Read more about Toy Rotation here.

Grapat mandala and From jennifer hundreds board
Grapat Tinker Tray filled with loose parts that Big Sis used to make patterns on the Treasures From Jennifer Hundreds Board.


Invitations to Play

Here are a few examples of invitations to play we have done with loose parts but remember there are so many MORE ways to play!


Grapat Invitaions


Two sets of Grapat Mandala pieces to sort into shades.

Grapat Lola in use

The Grapat Lola Set simply placed in a basket on the floor sparked this play.

Grapat Mandala and Flashcards

Grapat Mandala pieces paired with Two Little Ducklings Counting & Maths Symbols Flashcards.

Grapat Lola in use

Grapat Lola tubes paired with metal rimmed counting chips for colour sorting.

Grapat and Connetix Tiles

Grapat Mandala paired with paint chips and Connetix Tiles for colour sorting - @cardboardfolk

Grapat Mandala and Numbers

Grapat Mandala paired with Number Dots -

Grapat Loose Parts

Grapat loose parts paired with different boxes, containers and bags for transferring.


Invitations with Crystals

Big Sis was laying the crystals in a line so I stuck a piece of washi tape on the ground with a bowl of Crystals.

Crystals paired with Ostheimer

Making ourlines with crystals around our Ostheimer animal figurines.

Crystals with recycled egg carton

Balancing and sorting crystals in an egg carton.

Crystals paired with flashcards

Counting activity with Crystals, Counting and Maths Symbols Fashcards and Number Dots.


Invitations for Younger Children

Threading Grapat Rings onto a Sarah's Silk.

Grimm's Stacking Bowls paired with Wooden Balls.
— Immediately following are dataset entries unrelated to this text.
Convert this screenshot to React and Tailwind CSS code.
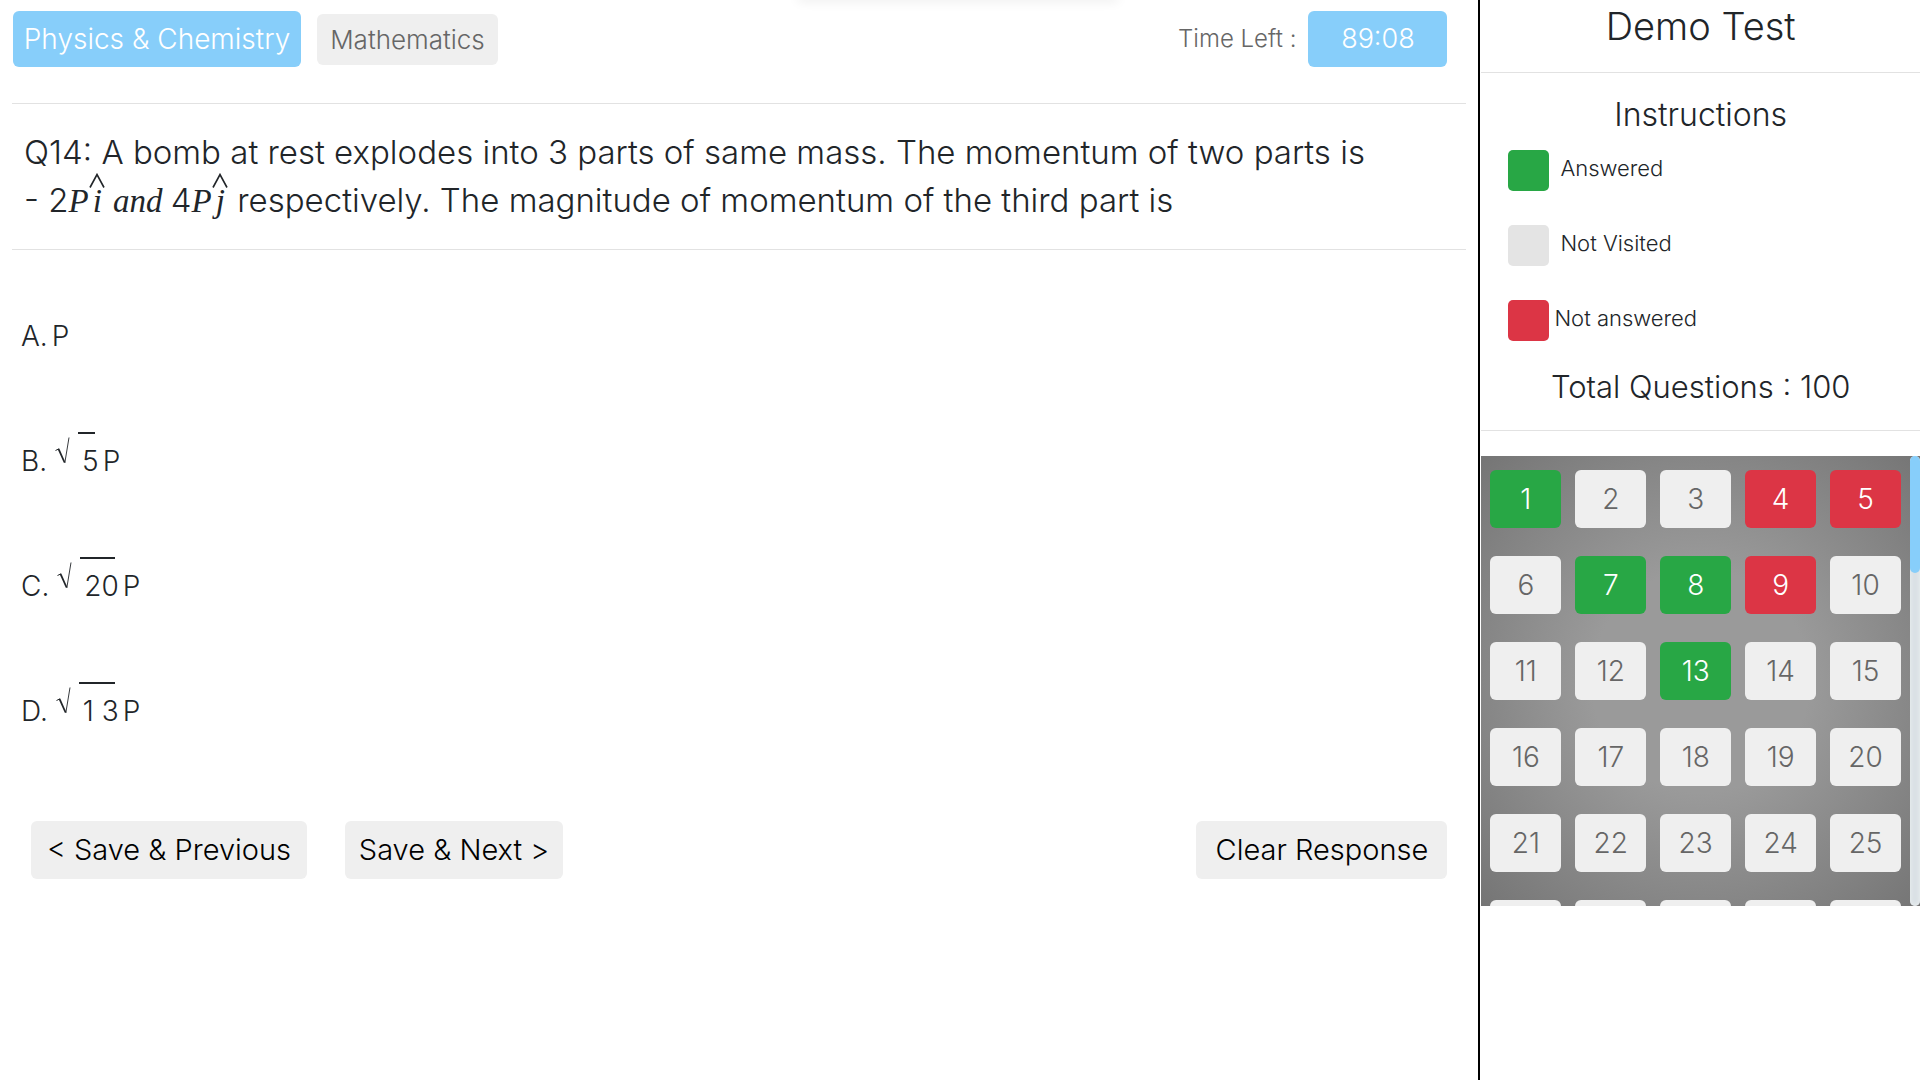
import React from "react";

const ANSWERED = [1, 7, 8, 13];
const NOT_ANSWERED = [4, 5, 9];
const QUESTIONS = Array.from({ length: 30 }, (_, i) => i + 1);

const OPTIONS = [
  { letter: "A", root: null },
  { letter: "B", root: "5" },
  { letter: "C", root: "20" },
  { letter: "D", root: "1 3" },
];

function tileColor(n) {
  if (ANSWERED.includes(n)) return "bg-[#28a745] text-white";
  if (NOT_ANSWERED.includes(n)) return "bg-[#dc3545] text-white";
  return "bg-[#efefef] text-[#666]";
}

function Hat({ children }) {
  return (
    <span className="relative ml-1 mr-[3px] inline-block">
      {children}
      <svg
        className="absolute left-1/2 -top-1 -translate-x-1/2"
        width="16"
        height="15"
        viewBox="0 0 16 15"
        fill="none"
        stroke="#212529"
        strokeWidth="1.6"
        aria-hidden="true"
      >
        <path d="M1 14.5 8 1.5l7 13" />
      </svg>
    </span>
  );
}

function Root({ children }) {
  return (
    <>
      <svg className="mb-5 ml-2" width="15" height="27" viewBox="0 0 15 27" fill="none" stroke="#212529" aria-hidden="true">
        <path d="M0.5 13.5 4 11.8" strokeWidth="1" />
        <path d="M3.5 11.8 9.6 25.5" strokeWidth="1.8" />
        <path d="M9.8 26 14 0.5" strokeWidth="0.9" />
      </svg>
      <span className="relative ml-3">
        {children}
        <span className="absolute -left-1 right-1 -top-2 h-0.5 bg-[#212529]" />
      </span>
    </>
  );
}

function Legend({ color, gap, children }) {
  return (
    <li className={"flex h-[41px] " + gap}>
      <span className={"size-[41px] shrink-0 rounded-[5px] " + color} />
      <span className="text-[22px] leading-9">{children}</span>
    </li>
  );
}

export default function App() {
  return (
    <div className="flex min-h-screen bg-white font-[Inter,sans-serif] font-light text-[#212529]">
      <main className="relative min-w-0 flex-1 px-3">
        <div className="absolute left-[54%] -top-1 h-1 w-[320px] shadow-[0_0_12px_rgba(0,0,0,0.14)]" />
        <header className="flex h-[103px] items-start justify-between pl-px pr-[19px] pt-[11px]">
          <nav className="flex items-center gap-4">
            <button className="h-14 w-[288px] whitespace-nowrap rounded-md bg-[#87cefa] text-[28px] text-white">
              Physics &amp; Chemistry
            </button>
            <button className="h-[51px] w-[181px] whitespace-nowrap rounded-md bg-[#efefef] text-[26px] text-[#666]">
              Mathematics
            </button>
          </nav>
          <div className="flex items-center gap-3">
            <span className="text-[24px] text-[#666]">Time Left :</span>
            <span className="flex h-14 w-[139px] items-center justify-center rounded-md bg-[#87cefa] text-[27px] text-white">
              89:08
            </span>
          </div>
        </header>

        <section className="border-y border-[#e2e2e2] pb-6 pl-3 pt-6">
          <h1 className="text-[33px] leading-[48px]">
            Q14: A bomb at rest explodes into 3 parts of same mass. The momentum of two parts is
            <br />- 2
            <span className="font-['Liberation_Serif',serif] font-normal italic">
              P<Hat>i</Hat> and{" "}
            </span>
            4
            <span className="font-['Liberation_Serif',serif] font-normal italic">
              P<Hat>j</Hat>
            </span>{" "}
            respectively. The magnitude of momentum of the third part is
          </h1>
        </section>

        <fieldset className="mt-[23px]">
          {OPTIONS.map((o) => (
            <label key={o.letter} className="flex h-[125px] items-center pl-[9px] text-[28px]">
              <input type="radio" name="answer" value={o.letter} className="sr-only" />
              <span>{o.letter}.</span>
              {o.root && <Root>{o.root}</Root>}
              <span className="ml-1">P</span>
            </label>
          ))}
        </fieldset>

        <div className="mt-12 flex pl-[19px] pr-[19px] text-[29px] text-black">
          <button className="h-[58px] w-[276px] whitespace-nowrap rounded-md bg-[#efefef]">&lt; Save &amp; Previous</button>
          <button className="ml-[38px] h-[58px] w-[218px] whitespace-nowrap rounded-md bg-[#efefef]">
            Save &amp; Next &gt;
          </button>
          <button className="ml-auto h-[58px] w-[251px] whitespace-nowrap rounded-md bg-[#efefef]">Clear Response</button>
        </div>
      </main>

      <aside className="w-[23%] shrink-0 border-l-2 border-black pl-px">
        <h2 className="h-[73px] border-b border-[#e2e2e2] text-center text-[38px] leading-[52px]">Demo Test</h2>
        <div className="h-[358px] border-b border-[#e2e2e2] pt-[18px]">
          <h3 className="text-center text-[32px] leading-[48px]">Instructions</h3>
          <ul className="mt-[11px] flex flex-col gap-[34px] pl-[27px]">
            <Legend color="bg-[#28a745]" gap="gap-[11px]">Answered</Legend>
            <Legend color="bg-[#e4e4e4]" gap="gap-[11px]">Not Visited</Legend>
            <Legend color="bg-[#dc3545]" gap="gap-[5px]">Not answered</Legend>
          </ul>
          <p className="mt-[22px] text-center text-[31px] leading-[48px]">Total Questions : 100</p>
        </div>
        <div className="mt-[25px] flex h-[450px] bg-[radial-gradient(ellipse_at_center,#9a9a9a_35%,#757575_100%)]">
          <div className="grid flex-1 auto-rows-[58px] grid-cols-5 gap-x-[14px] gap-y-7 overflow-y-auto px-[9px] pt-[14px] text-[28px] [scrollbar-width:none]">
            {QUESTIONS.map((n) => (
              <button key={n} className={"rounded-md " + tileColor(n)}>
                {n}
              </button>
            ))}
          </div>
          <div className="w-[10px] rounded-full bg-[#d9e0e4] shadow-[inset_0_0_5px_#eef2f4]">
            <div className="h-[117px] rounded-full bg-[#87cefa]" />
          </div>
        </div>
      </aside>
    </div>
  );
}
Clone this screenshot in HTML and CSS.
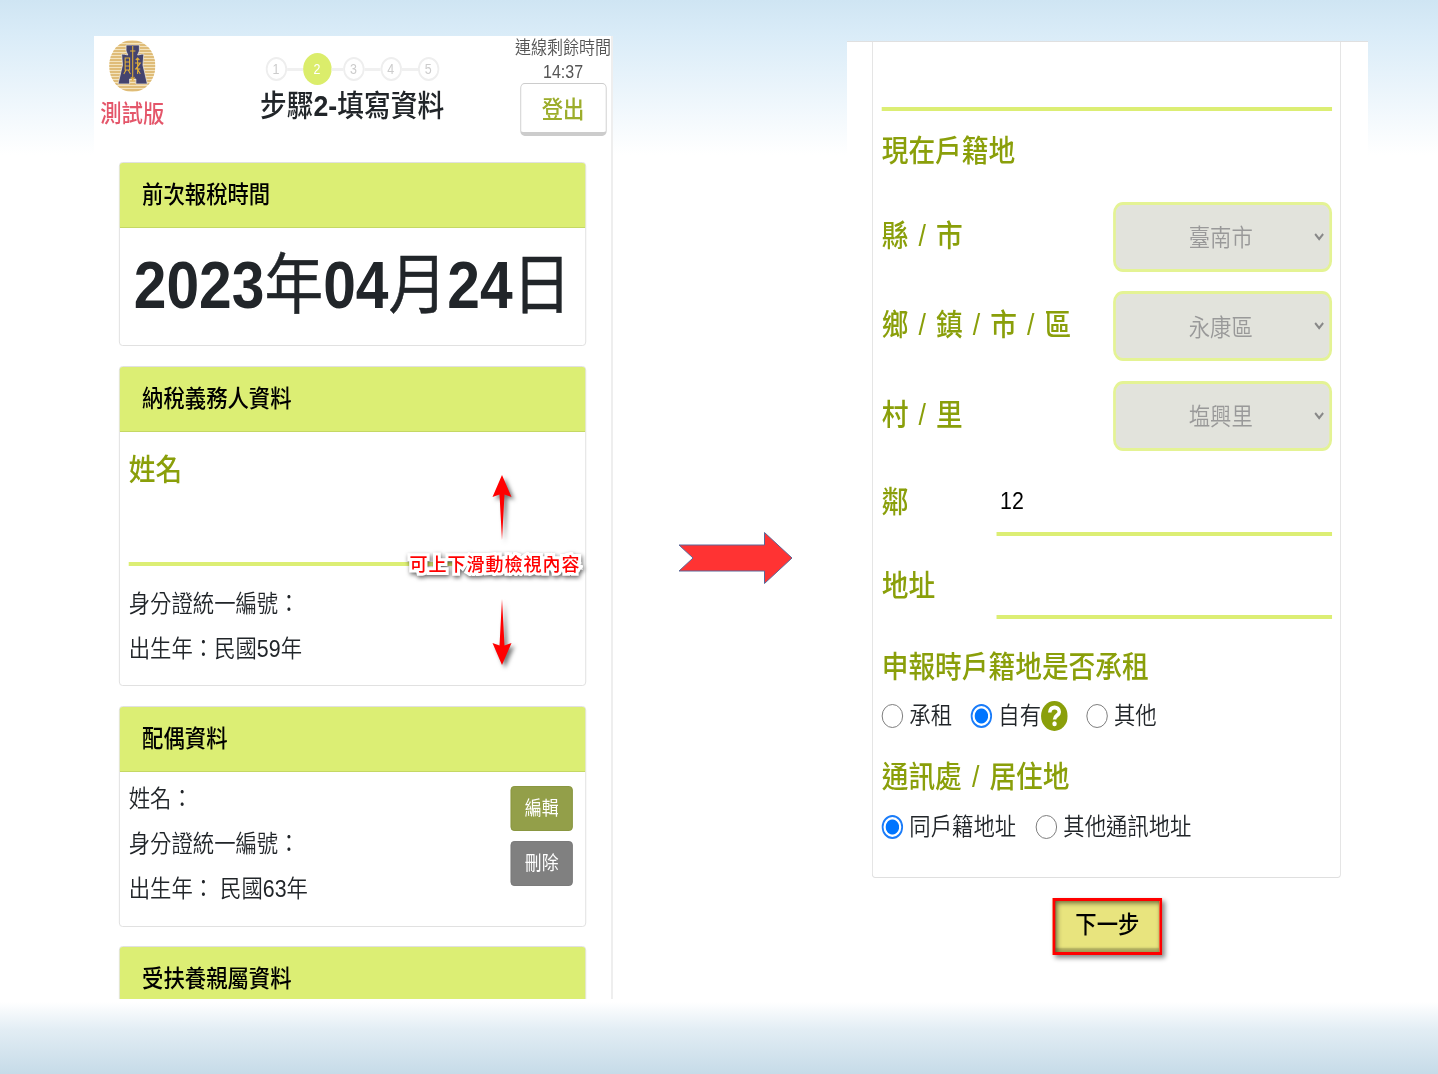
FILE: index.html
```html
<!DOCTYPE html>
<html lang="zh-Hant">
<head>
<meta charset="utf-8">
<title>步驟2-填寫資料</title>
<link rel="stylesheet" href="styles.css">
</head>
<body>
<main class="slide">
  <section class="phone phone-left">
    <div class="screen">
      <header class="top">
        <div class="brand">
          <svg class="logo" viewBox="0 0 52 52">
            <defs><clipPath id="disc"><circle cx="26" cy="26" r="26"/></clipPath></defs>
            <g clip-path="url(#disc)">
              <rect width="52" height="52" fill="#f3e3bd"/>
              <path d="M0 2H52M0 5H52M0 8H52M0 11H52M0 14H52M0 17H52M0 20H52M0 23H52M0 26H52M0 29H52M0 32H52M0 35H52M0 38H52M0 41H52M0 44H52M0 47H52M0 50H52" stroke="#d9b062" stroke-width="1.300"/>
            </g>
            <path d="M19 5H34V11L32 15Q37 14 39 14L38 25L43 44H30V39H23V44H10L15 25L14 14Q17 14 21 15L19 11Z" fill="#44446f" stroke="#f3ead6" stroke-width=".8"/>
            <g fill="none" stroke="#e2b03a" stroke-width="1.2">
              <path d="M26.500 6V39M23.500 11H29.500M24.500 37L26.500 40L28.500 37M18 18H23V30H18ZM18 22H23M18 26H23M19 30L16.500 34M21.500 30L24 34M32 18V34M29 23H35L30 29M29 29H35M32 29L35 34M30 20L32 18L34 20"/>
            </g>
          </svg>
          <span class="trial">測試版</span>
        </div>
        <div class="progress">
          <ol class="steps">
            <li class="step">1</li><li class="bar"></li>
            <li class="step current">2</li><li class="bar bar-short"></li>
            <li class="step">3</li><li class="bar"></li>
            <li class="step">4</li><li class="bar"></li>
            <li class="step">5</li>
          </ol>
          <h1 class="title">步驟<b>2-</b>填寫資料</h1>
        </div>
        <div class="session">
          <span class="timer">連線剩餘時間</span>
          <span class="timer">14:37</span>
          <button class="logout">登出</button>
        </div>
      </header>

      <section class="card card-date">
        <h2 class="card-head">前次報稅時間</h2>
        <p class="date">2023<span>年</span>04<span>月</span>24<span>日</span></p>
      </section>

      <section class="card card-payer">
        <h2 class="card-head">納稅義務人資料</h2>
        <div class="card-body">
          <h3 class="label">姓名</h3>
          <div class="name-line"></div>
          <p class="info">身分證統一編號：</p>
          <p class="info">出生年：民國59年</p>
        </div>
      </section>

      <section class="card card-spouse">
        <h2 class="card-head">配偶資料</h2>
        <div class="card-body spouse">
          <div>
            <p class="info">姓名：</p>
            <p class="info">身分證統一編號：</p>
            <p class="info">出生年： 民國63年</p>
          </div>
          <div class="actions">
            <button class="btn edit">編輯</button>
            <button class="btn delete">刪除</button>
          </div>
        </div>
      </section>

      <section class="card card-family">
        <h2 class="card-head">受扶養親屬資料</h2>
      </section>
    </div>
    <div class="hint">
      <svg class="hint-arrow" viewBox="0 0 20 66"><path d="M10 0L19.500 22L12.500 19.500L10 65L7.500 19.500L.5 22Z" fill="#f00"/></svg>
      <span class="hint-text">可上下滑動檢視內容</span>
      <svg class="hint-arrow" viewBox="0 0 20 66"><path d="M10 66L19.500 44L12.500 46.500L10 0L7.500 46.500L.5 44Z" fill="#f00"/></svg>
    </div>
  </section>

  <svg class="flow-arrow" viewBox="0 0 116 54"><path d="M2 14H87.500V1.500L115 27L87.500 52.500V40H2L16 27Z" fill="#f33" stroke="#5b6798" stroke-width="1"/></svg>

  <section class="phone phone-right">
    <div class="screen">
      <section class="card form">
        <div class="blank-line"></div>
        <h3 class="label address-title">現在戶籍地</h3>
        <div class="select-row"><span class="label">縣 / 市</span><div class="select"><span>臺南市</span><svg viewBox="0 0 12 10"><path d="M1.500 2L6 7L10.500 2" fill="none" stroke="#888" stroke-width="2.200"/></svg></div></div>
        <div class="select-row"><span class="label">鄉 / 鎮 / 市 / 區</span><div class="select"><span>永康區</span><svg viewBox="0 0 12 10"><path d="M1.500 2L6 7L10.500 2" fill="none" stroke="#888" stroke-width="2.200"/></svg></div></div>
        <div class="select-row"><span class="label">村 / 里</span><div class="select"><span>塩興里</span><svg viewBox="0 0 12 10"><path d="M1.500 2L6 7L10.500 2" fill="none" stroke="#888" stroke-width="2.200"/></svg></div></div>
        <div class="field-row near"><span class="label">鄰</span><div class="field">12</div></div>
        <div class="field-row street"><span class="label">地址</span><div class="field"></div></div>
        <h3 class="label rent-title">申報時戶籍地是否承租</h3>
        <div class="radios rent">
          <span class="radio"><i class="dot"></i>承租</span>
          <span class="radio"><i class="dot on"></i>自有<svg class="help" viewBox="0 0 30 30"><circle cx="15" cy="15" r="15" fill="#8a9f0a"/><path d="M9.800 11.500C10 4.500 20.500 5 20.500 11C20.500 14.500 15.200 14.500 15.200 18.500" fill="none" stroke="#fff" stroke-width="4"/><circle cx="15.200" cy="22.800" r="2.500" fill="#fff"/></svg></span>
          <span class="radio"><i class="dot"></i>其他</span>
        </div>
        <h3 class="label mail-title">通訊處 / 居住地</h3>
        <div class="radios mail">
          <span class="radio"><i class="dot on"></i>同戶籍地址</span>
          <span class="radio"><i class="dot"></i>其他通訊地址</span>
        </div>
      </section>
      <button class="next">下一步</button>
    </div>
  </section>
</main>
</body>
</html>
```
FILE: styles.css
```css
* { box-sizing: border-box; margin: 0; padding: 0; }

body {
  width: 1438px;
  height: 1074px;
  overflow: hidden;
  font-family: "Liberation Sans", "Noto Sans CJK TC", sans-serif;
  color: #212529;
}

.slide {
  display: flex;
  align-items: flex-start;
  height: 1074px;
  padding: 36px 0 0 94px;
  background:
    linear-gradient(#cfe5f3 0, #daecf8 36px, #fff 155px, #fff 1002px, #e2edf4 1030px, #c6dbe8 1074px);
}

/* The phone screens are condensed horizontally. */
.phone { position: relative; background: #fff; }
.phone-left { width: 519px; height: 963px; overflow: hidden; border-right: 2px solid #eee; }
.phone-right { width: 521px; height: 957px; margin: 5px 0 0 54px; border-top: 1px solid #e0e0e0; }
.screen { width: 582px; transform: scaleX(.89); transform-origin: 0 0; }

h1, h2, h3 { font-weight: 500; }
button { font-family: inherit; display: block; }

.top { display: grid; grid-template-columns: 107px 366px 108px; height: 126px; }
.brand { display: flex; flex-direction: column; align-items: center; width: 72px; margin-left: 7px; padding-top: 4px; }
.logo { width: 52px; height: 52px; }
.trial { font-size: 24px; line-height: 30px; margin-top: 7px; color: #e4566a; font-weight: 500; white-space: nowrap; }

.progress { display: flex; flex-direction: column; align-items: center; padding-top: 17px; }
.steps { display: flex; align-items: center; list-style: none; height: 32px; }
.step { width: 24px; height: 24px; border: 2px solid #eee; border-radius: 50%; font-size: 14px; line-height: 20px; text-align: center; color: #ccc; }
.current { width: 32px; height: 32px; border: 0; background: #dbed6b; color: #fff; line-height: 32px; }
.bar { width: 18px; height: 3px; background: #f0f0f0; }
.bar-short { width: 13px; }
.title { font-size: 30px; line-height: 41px; white-space: nowrap; }

.session { display: flex; flex-direction: column; align-items: center; }
.timer { font-size: 18px; line-height: 24px; color: #555; font-weight: 350; white-space: nowrap; }
.logout { width: 97px; height: 53px; margin-top: -1px; padding-bottom: 2px; background: #fff; border: 1px solid #ccc; border-bottom: 4px solid #ccc; border-radius: 5px; font-size: 24px; font-weight: 500; color: #9cad2b; }

.card { width: 525px; margin-left: 28px; border: 1px solid #dfdfdf; border-radius: 4px; margin-bottom: 20px; }
.card-head { height: 65px; padding-left: 25px; font-size: 24px; line-height: 63px; color: #000; background: #dcee74; border-bottom: 1px solid #c5d864; border-radius: 3px 3px 0 0; }
.card-body { padding: 0 10px; }
.card-date { height: 184px; }
.card-payer { height: 320px; }
.card-spouse { height: 221px; margin-bottom: 19px; }
.card-family { height: 80px; }

.date { font-size: 66px; line-height: 114px; font-weight: 700; text-align: center; white-space: nowrap; }
.date span { font-weight: 400; -webkit-text-stroke: .5px; }
.label { font-size: 30px; line-height: 40px; font-weight: 500; color: #8a9f0a; white-space: nowrap; word-spacing: 3px; }
.card-payer .label { margin-top: 18px; }
.name-line { height: 76px; border-bottom: 4px solid #dcee74; }
.info { font-size: 24px; line-height: 45px; font-weight: 350; white-space: pre; }
.name-line + .info { margin-top: 15px; }
.spouse { display: flex; justify-content: space-between; padding-top: 4px; }
.actions { display: flex; flex-direction: column; gap: 10px; padding: 10px 4px 0 0; }
.btn { width: 70px; height: 45px; border: 1px solid #87943b; border-radius: 4px; color: #fff; font-size: 19px; padding-bottom: 5px; }
.edit { background: #939f49; }
.delete { background: #808080; border-color: #777; }

.hint { position: absolute; left: 315px; top: 439px; width: 186px; display: flex; flex-direction: column; align-items: center; }
.hint-arrow { width: 20px; height: 66px; overflow: visible; filter: drop-shadow(3px 3px 2px #0008); }
.hint-text { height: 58px; line-height: 48px; font-size: 18px; letter-spacing: 1px; font-weight: 500; white-space: nowrap; color: #f00; -webkit-text-stroke: 6px #fff; paint-order: stroke fill; filter: drop-shadow(1px 2px 2px #0009); margin-right: 14px; }

.flow-arrow { width: 116px; height: 54px; margin: 495px 0 0 64px; flex: none; }

.form { width: 527px; height: 836px; border-top: 0; border-radius: 0 0 4px 4px; padding: 0 9px 0 10px; }
.blank-line { height: 69px; border-bottom: 4px solid #dcee74; }
.address-title { line-height: 80px; margin-bottom: 1px; }
.select-row { display: flex; align-items: center; justify-content: space-between; height: 89.500px; }
.select-row .label { padding-bottom: 2px; }
.select { display: flex; align-items: center; width: 246px; height: 70px; padding: 0 5px 2px 46px; background: #e2e3dc; border: 3px solid #e4f394; border-radius: 11px; font-size: 24px; font-weight: 350; color: #999; }
.select span { flex: 1; text-align: center; padding-right: 32px; }
.select svg { width: 13px; height: 10px; margin-top: 2px; }
.field-row { display: flex; }
.near { height: 71px; margin-top: 4px; }
.near .label { line-height: 74px; }
.street { height: 83px; }
.street .label { line-height: 100px; }
.field-row .label { width: 129px; }
.field { flex: 1; border-bottom: 4px solid #dcee74; font-size: 24px; line-height: 72px; color: #000; padding-left: 4px; }
.rent-title { margin-top: 28px; }
.radios { display: flex; height: 40px; font-size: 24px; line-height: 34px; font-weight: 350; }
.rent { margin-top: 9px; gap: 21px; }
.radio { display: flex; align-items: center; white-space: nowrap; }
.mail-title { margin-top: 21px; }
.mail { margin-top: 10px; gap: 22px; }
.dot { width: 24px; height: 24px; margin-right: 7px; border: 1.500px solid #767676; border-radius: 50%; }
.on { border: 2px solid #1a7cf9; background: radial-gradient(circle, #0075ff 7px, #fff 8px); }
.help { width: 30px; height: 30px; }
.next { width: 123px; height: 57px; margin: 20px 0 0 231px; padding-bottom: 9px; font-size: 24px; font-weight: 500; color: #000; background: #e8e47e; border: 3px solid #f00; box-shadow: 3px 3px 5px #0007, inset 2px 2px 6px #0008, inset 0 -4px 2px #8a884c99; }
```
Great for experimenting with size -

Posting Nins, Rings and Coins in a recycled box. This can also be done with a formula tin. 

Sarah's silks invitations to play

Sarah's Silks threaded through a washing basket -


 A few more Invitations To Play

Kapla Invitation to Play 

Kapla planks made into people and train tracks.

Connetix Tiles and metal Rimmed Counting Chips 

Connetix Tiles paired with metal rimmed counting chips for colour sorting.